* _GOAL_: Give every line of the data again, unchanged, but with no pictures.

* _GIVEN DATA_:
>>>>>

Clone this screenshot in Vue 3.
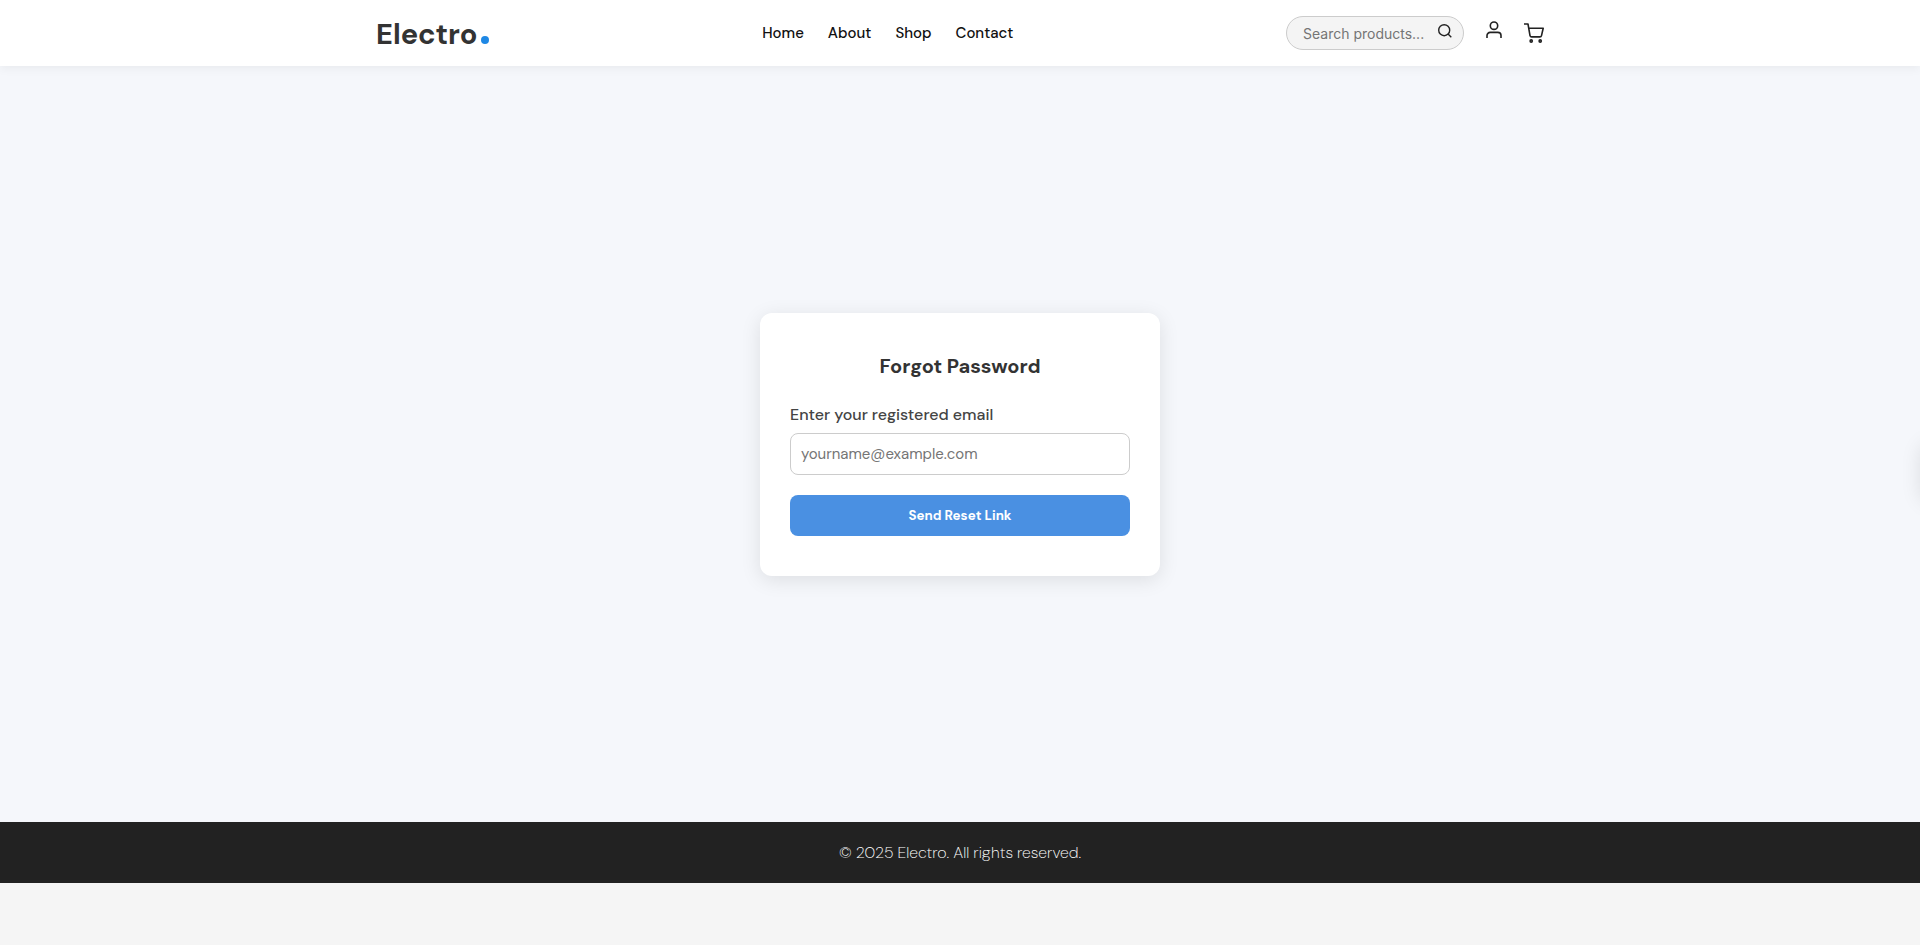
<script setup>
import { ref } from 'vue'

const links = ['Home', 'About', 'Shop', 'Contact']
const query = ref('')
const email = ref('')
</script>

<template>
  <div class="page">
    <header class="header">
      <div class="bar">
        <a class="logo" href="#">Electro<span class="dot"></span></a>
        <nav class="nav" aria-label="Main">
          <a v-for="link in links" :key="link" href="#">{{ link }}</a>
        </nav>
        <div class="tools">
          <form class="search" role="search" @submit.prevent>
            <input v-model="query" type="search" placeholder="Search products..." aria-label="Search products" />
            <button type="submit" aria-label="Search">
              <svg width="14" height="14" viewBox="0 0 14 14" fill="none" stroke="currentColor" stroke-width="1.4" stroke-linecap="square">
                <circle cx="6.2" cy="6.2" r="5.5" />
                <path d="M10.3 10.3 12.8 12.8" />
              </svg>
            </button>
          </form>
          <a class="icon user" href="#" aria-label="Account">
            <svg width="16" height="18" viewBox="0 0 16 18" fill="none" stroke="currentColor" stroke-width="1.6">
              <circle cx="8" cy="4.7" r="3.7" />
              <path d="M1 17V14.600a3.2 3.2 0 0 1 3.2-3.2h7.600A3.2 3.2 0 0 1 15 14.600V17" />
            </svg>
          </a>
          <a class="icon" href="#" aria-label="Cart">
            <svg width="20" height="20" viewBox="0 0 20 20" fill="none" stroke="currentColor" stroke-width="1.6" stroke-linejoin="round">
              <path d="M0 1H4l2 11.600q.3 1.300 1.600 1.300h8.300q1.300 0 1.600-1.300L19.200 5.200H4.800" />
              <circle cx="7.2" cy="18" r="1.1" />
              <circle cx="16.2" cy="18" r="1.1" />
            </svg>
          </a>
        </div>
      </div>
    </header>

    <main class="main">
      <form class="card" @submit.prevent>
        <h1>Forgot Password</h1>
        <label for="email">Enter your registered email</label>
        <input id="email" v-model="email" type="email" placeholder="yourname@example.com" />
        <button type="submit">Send Reset Link</button>
      </form>
    </main>

    <footer class="footer">
      <p>© 2025 Electro. All rights reserved.</p>
    </footer>

    <aside class="drawer" aria-hidden="true"></aside>
  </div>
</template>

<style>
body {
  margin: 0;
  background: #f5f5f5;
}
</style>

<style scoped>
.page,
.page * {
  box-sizing: border-box;
}

.page {
  font-family: "DM Sans", Inter, "Liberation Sans", sans-serif;
  color: #222;
}

a {
  color: inherit;
  text-decoration: none;
}

.header {
  position: relative;
  background: #fff;
  box-shadow: 0 2px 10px rgba(0, 0, 0, 0.06);
}

.bar {
  display: flex;
  align-items: center;
  justify-content: space-between;
  max-width: 1200px;
  height: 66px;
  margin: 0 auto;
  padding: 0 16px;
}

.logo {
  display: flex;
  align-items: baseline;
  gap: 4px;
  padding-top: 2px;
  color: #333;
  font-size: 29px;
  font-weight: 700;
  line-height: 40px;
}

.dot {
  width: 8px;
  height: 8px;
  border-radius: 50%;
  background: #1e88e5;
}

.nav {
  display: flex;
  gap: 24px;
  color: #111;
  font-size: 15px;
  font-weight: 500;
  line-height: 24px;
}

.tools {
  display: flex;
  align-items: center;
  gap: 22px;
}

.search {
  display: flex;
  align-items: center;
  width: 178px;
  height: 34px;
  padding: 0 11px 0 16px;
  border: 1px solid #ccc;
  border-radius: 17px;
  background: #f4f4f4;
}

.search input {
  flex: 1;
  min-width: 0;
  padding: 2px 0 0;
  border: 0;
  outline: 0;
  background: none;
  font: 14px/20px Inter, sans-serif;
}

.search button {
  display: flex;
  padding: 0 0 4px;
  border: 0;
  background: none;
  color: #222;
}

input::placeholder {
  color: #757575;
}

.icon {
  display: flex;
}

.user {
  padding-bottom: 6px;
}

.main {
  display: flex;
  align-items: center;
  justify-content: center;
  min-height: 80vh;
  background: #f5f7fb;
}

.card {
  display: flex;
  flex-direction: column;
  width: 100%;
  max-width: 400px;
  padding: 40px 30px;
  border-radius: 12px;
  background: #fff;
  box-shadow: 0 4px 20px rgba(0, 0, 0, 0.1);
}

.card h1 {
  margin: 0 0 24px;
  color: #333;
  font-size: 20px;
  font-weight: 700;
  line-height: 26px;
  text-align: center;
}

.card label {
  margin-bottom: 6px;
  color: #444;
  font-size: 16px;
  font-weight: 500;
  line-height: 24px;
}

.card input {
  height: 42px;
  margin-bottom: 20px;
  padding: 0 10px;
  border: 1px solid #ccc;
  border-radius: 8px;
  background: #fff;
  font-family: inherit;
  font-size: 15px;
}

.card button {
  height: 41px;
  border: 0;
  border-radius: 8px;
  background: #4a90e2;
  color: #fff;
  font-family: inherit;
  font-weight: 700;
}

.footer {
  padding: 20px;
  background: #222;
  color: #fff;
  font-size: 16px;
  font-weight: 200;
  line-height: 21px;
  text-align: center;
}

.footer p {
  margin: 0;
}

.drawer {
  position: fixed;
  top: 50%;
  left: 100%;
  width: 300px;
  height: 60px;
  border-radius: 12px;
  box-shadow: 0 0 20px rgba(0, 0, 0, 0.1);
  transform: translateY(-50%);
}
</style>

<<<<<

* _SOLUTION_:
Clone this screenshot in Vue 3.
<script setup>
import { ref } from 'vue'

const links = ['Home', 'About', 'Shop', 'Contact']
const query = ref('')
const email = ref('')
</script>

<template>
  <div class="page">
    <header class="header">
      <div class="bar">
        <a class="logo" href="#">Electro<span class="dot"></span></a>
        <nav class="nav" aria-label="Main">
          <a v-for="link in links" :key="link" href="#">{{ link }}</a>
        </nav>
        <div class="tools">
          <form class="search" role="search" @submit.prevent>
            <input v-model="query" type="search" placeholder="Search products..." aria-label="Search products" />
            <button type="submit" aria-label="Search">
              <svg width="14" height="14" viewBox="0 0 14 14" fill="none" stroke="currentColor" stroke-width="1.4" stroke-linecap="square">
                <circle cx="6.2" cy="6.2" r="5.5" />
                <path d="M10.3 10.3 12.8 12.8" />
              </svg>
            </button>
          </form>
          <a class="icon user" href="#" aria-label="Account">
            <svg width="16" height="18" viewBox="0 0 16 18" fill="none" stroke="currentColor" stroke-width="1.6">
              <circle cx="8" cy="4.7" r="3.7" />
              <path d="M1 17V14.600a3.2 3.2 0 0 1 3.2-3.2h7.600A3.2 3.2 0 0 1 15 14.600V17" />
            </svg>
          </a>
          <a class="icon" href="#" aria-label="Cart">
            <svg width="20" height="20" viewBox="0 0 20 20" fill="none" stroke="currentColor" stroke-width="1.6" stroke-linejoin="round">
              <path d="M0 1H4l2 11.600q.3 1.300 1.600 1.300h8.300q1.300 0 1.600-1.300L19.200 5.200H4.800" />
              <circle cx="7.2" cy="18" r="1.1" />
              <circle cx="16.2" cy="18" r="1.1" />
            </svg>
          </a>
        </div>
      </div>
    </header>

    <main class="main">
      <form class="card" @submit.prevent>
        <h1>Forgot Password</h1>
        <label for="email">Enter your registered email</label>
        <input id="email" v-model="email" type="email" placeholder="yourname@example.com" />
        <button type="submit">Send Reset Link</button>
      </form>
    </main>

    <footer class="footer">
      <p>© 2025 Electro. All rights reserved.</p>
    </footer>

    <aside class="drawer" aria-hidden="true"></aside>
  </div>
</template>

<style>
body {
  margin: 0;
  background: #f5f5f5;
}
</style>

<style scoped>
.page,
.page * {
  box-sizing: border-box;
}

.page {
  font-family: "DM Sans", Inter, "Liberation Sans", sans-serif;
  color: #222;
}

a {
  color: inherit;
  text-decoration: none;
}

.header {
  position: relative;
  background: #fff;
  box-shadow: 0 2px 10px rgba(0, 0, 0, 0.06);
}

.bar {
  display: flex;
  align-items: center;
  justify-content: space-between;
  max-width: 1200px;
  height: 66px;
  margin: 0 auto;
  padding: 0 16px;
}

.logo {
  display: flex;
  align-items: baseline;
  gap: 4px;
  padding-top: 2px;
  color: #333;
  font-size: 29px;
  font-weight: 700;
  line-height: 40px;
}

.dot {
  width: 8px;
  height: 8px;
  border-radius: 50%;
  background: #1e88e5;
}

.nav {
  display: flex;
  gap: 24px;
  color: #111;
  font-size: 15px;
  font-weight: 500;
  line-height: 24px;
}

.tools {
  display: flex;
  align-items: center;
  gap: 22px;
}

.search {
  display: flex;
  align-items: center;
  width: 178px;
  height: 34px;
  padding: 0 11px 0 16px;
  border: 1px solid #ccc;
  border-radius: 17px;
  background: #f4f4f4;
}

.search input {
  flex: 1;
  min-width: 0;
  padding: 2px 0 0;
  border: 0;
  outline: 0;
  background: none;
  font: 14px/20px Inter, sans-serif;
}

.search button {
  display: flex;
  padding: 0 0 4px;
  border: 0;
  background: none;
  color: #222;
}

input::placeholder {
  color: #757575;
}

.icon {
  display: flex;
}

.user {
  padding-bottom: 6px;
}

.main {
  display: flex;
  align-items: center;
  justify-content: center;
  min-height: 80vh;
  background: #f5f7fb;
}

.card {
  display: flex;
  flex-direction: column;
  width: 100%;
  max-width: 400px;
  padding: 40px 30px;
  border-radius: 12px;
  background: #fff;
  box-shadow: 0 4px 20px rgba(0, 0, 0, 0.1);
}

.card h1 {
  margin: 0 0 24px;
  color: #333;
  font-size: 20px;
  font-weight: 700;
  line-height: 26px;
  text-align: center;
}

.card label {
  margin-bottom: 6px;
  color: #444;
  font-size: 16px;
  font-weight: 500;
  line-height: 24px;
}

.card input {
  height: 42px;
  margin-bottom: 20px;
  padding: 0 10px;
  border: 1px solid #ccc;
  border-radius: 8px;
  background: #fff;
  font-family: inherit;
  font-size: 15px;
}

.card button {
  height: 41px;
  border: 0;
  border-radius: 8px;
  background: #4a90e2;
  color: #fff;
  font-family: inherit;
  font-weight: 700;
}

.footer {
  padding: 20px;
  background: #222;
  color: #fff;
  font-size: 16px;
  font-weight: 200;
  line-height: 21px;
  text-align: center;
}

.footer p {
  margin: 0;
}

.drawer {
  position: fixed;
  top: 50%;
  left: 100%;
  width: 300px;
  height: 60px;
  border-radius: 12px;
  box-shadow: 0 0 20px rgba(0, 0, 0, 0.1);
  transform: translateY(-50%);
}
</style>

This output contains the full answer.